DEVASTATION of a sorts

     This post is to serve as a preface to a short voyage to California and on to the Arizona desert...

AND AGAIN CHANGED: JOHN WESLEY

EMPTY AMERICAN LETTERS a Bulgarian novel written in English

JUST LIKE THAT

TRAVELS WITH ELIZABETH

FORGET THE FUURE

NOTHING DOING

7THE END AND A BEGINNING

8DIPTYCH BEFORE DYING

       By making the list I see what I have done... but I also see what has not happened: these manuscripts have not been seen into print.  
      Of course the fault is mine.  
      Yet.
      Yet.
      To even hesitate about: of course the fault is mine

                                         34
        
      Most  of these manuscripts have been seen by editors---guys like like Richard Seaver, Daniel Halpern, and others whose names... who claimed they admired my work, guys who I knew for more than 35 years at least but the excuse: sales and being dictated to by the sales department... for whatever reason they were not prepared to suspect the books might sell well as happened at DALKEY ARCHIVE, where John O'Brien under-estimated sales and reviews so had to go back to press for GOING TO PATCHOGUE

                                                     35

      Sections, parts, prepared slides from the following books have been published:  FORGET THE FUTURE in BOMB as well as in THE CREAM CITY REVIEW...  AND AGAIN CHANGE: JOHN WESLEY in THE NOTRE DAME REVIEW, as was THE END AND A BEGINNING...  JUST LIKE THAT--- the opening and the conclusion appeared in THE READING ROOM edited by Barbara Probst Solomon.

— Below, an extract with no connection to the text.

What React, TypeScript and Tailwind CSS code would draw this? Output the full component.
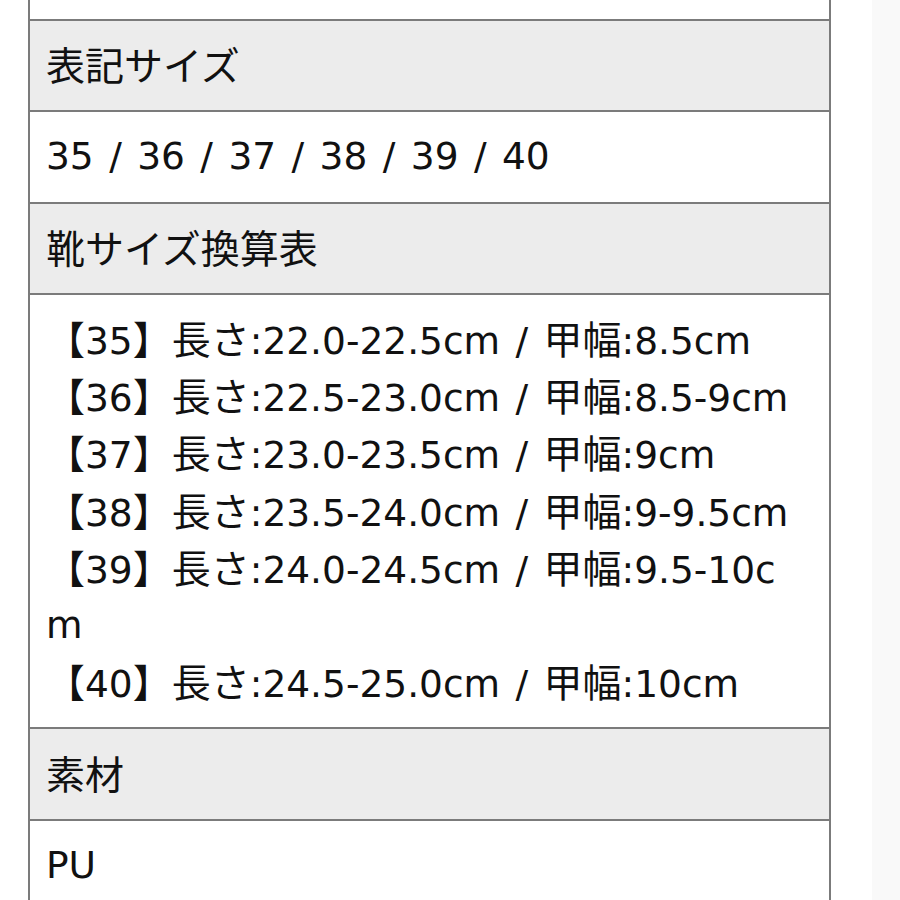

AND so, even I, a connoisseur of self-loathing  can't go on with this and was thinking of the positive response to the selection from EMPTY AMERICAN LETTERS an Bulgarian novel in English that I read at the Bulgarian Consulate in New York City and I will not refrain from mentioning the sort of thumbs-up from Georgia Gospodinov and his wife Biliana Kourtasheva who introduced the reading  which lead me to realize that both THE CORPSE DREAM OF N. PETKOV and EMPTY AMERICAN LETTERS a Bulgarian novel written in English revolve or are instigated by the contemplation of a dead person.  PETKOV found a home in both English at Dalkey Archive Press and at Northwestern University Press and even in a  Bulgarian journal Svreminik , a "thick" journal much like Novy Mir, the famous Russian journal, upon which it was modeled while EMPTY... is a pile of pages on the desk by which I type this and in a digital form within the machine... but the corpse that launched this manuscript was turned to ashes for which there was no burial site in Upstate New York, while that narrator journeys on the aerial  toll-way of a soul within the Orthodox Christian belief looking for a place to... in Bulgaria.